Enter Bitcoin: an open source, peer-to-peer process mostly consisting of anti-counterfeiting measures. In brief, bitcoins are mined when a user downloads a simple program that awards fractions of the cryptocurrency as the processor chugs along doing what processors do: adding and iterating. Think of a random magic number, and when a processor randomly hits that exact magic number out of billions, a tiny fraction of a bitcoin is awarded to that user. Over time they  accrue. Thus, each bitcoin has a detailed history of creation consisting of many, many recorded processor events, and that along with any subsequent use is referred to as block-chain. That block of history is encrypted, distributed, and updated to devices all over the world. When a bitcoin changes hands, those devices are checked for that digital footprint, and if a majority report back that all is proper, if the history exists and matches in details with that distributed cached network data, the coin is validated as authentic.

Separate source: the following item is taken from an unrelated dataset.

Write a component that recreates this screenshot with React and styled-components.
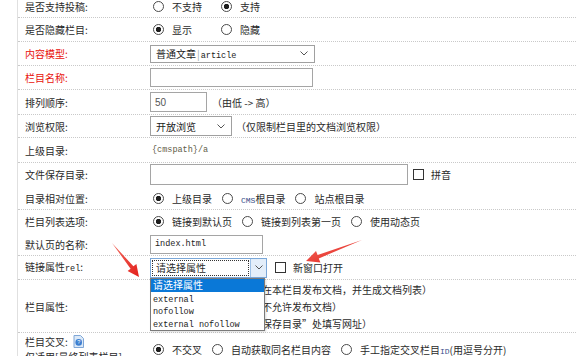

As processors grew in power, finding that magic number has to get harder and harder. Otherwise, Moore’s Law would be a road to easy riches! What started as a random search for hundreds of “nickels” sitting somewhere randomly in virtual landscape the size of a city block is now a giant professional manhunt for a few “pennies” thrown randomly into a virtual landscape the size of Texas. It takes enough processing power now that the primary break-even parameter at this point is the cost of electricity. If you could get your juice really cheap or better yet, for free … well, let’s just say there are now even thumb drives made that plug into your work PC and look to any snooping sys admins, like any drive drawing a modest current. But they’re actually loaded with processors whirring away, trying to stumble on the proverbial needle of gold in a virtual haystack.

For several years bitcoin existed in relative obscurity, mostly used by gamers and computer nerds in smallish transactions between individuals. But beginning around 2010 the Dark Net began to rise from the ashes of a harsh world-wide recession. By 2012 they had come into their own: online markets where anything goes, where everything was available, narcotics, rhino horns, stolen goods of all kinds, etc. The most notorious is the now defunct Silk Road, but it wasn’t alone, and lo and behold, some of these alt-crazy networks accepted bitcoin. That’s when demand really, suddenly—seemingly out of nowhere—shot up dramatically, and bitcoin burst into wider public consciousness. Therein lies the source of its fame, and therein lies the rub.

To be a genuinely useful, practical new currency, a given kind of money has to be reasonably widely accepted, as reputable as possible, and ideally, relatively stable. Right now it’s debatable if bitcoin is any of these. It swings up and down wildly almost daily, it comes with a checkered past to say the least, and at best bitcoin is grudgingly accepted by a handful of medium-sized vendors. On the latter, think of it from the business viewpoint: big swings, limited supply, and uncertain liquidity are great for speculators willing to make bets and shoulder risk, but that’s all lousy for run-of-the-mill vendors and service providers who simply want to get paid in full and on time with minimum hassle. For these reasons and others, the future of bitcoin is as uncertain as the fading Wild West version of the Internet it sprang from—or the rate it will trade at tomorrow.

There are other cryptocurrencies out there and more to come. Navcoin and shadow cash are a couple that turned up when researching this piece. I don’t know enough about alternatives to bitcoin to form an educated opinion just yet. But ideally, a cryptocurrency would be lawful or at least not unlawful, and it would be accepted for enough goods and services that people would feel comfortable holding them without fear they’d be worthless tomorrow. And as long as we’re wishing, the New Money, for lack of a better term, would be readily exchangeable for dollars or yen or something that’s relatively stable, safe, and seen as intrinsically valuable. But until that time comes, we may have to keep lumbering along with old-fashioned cash in our wallets, and electrons dancing in our online bank accounts.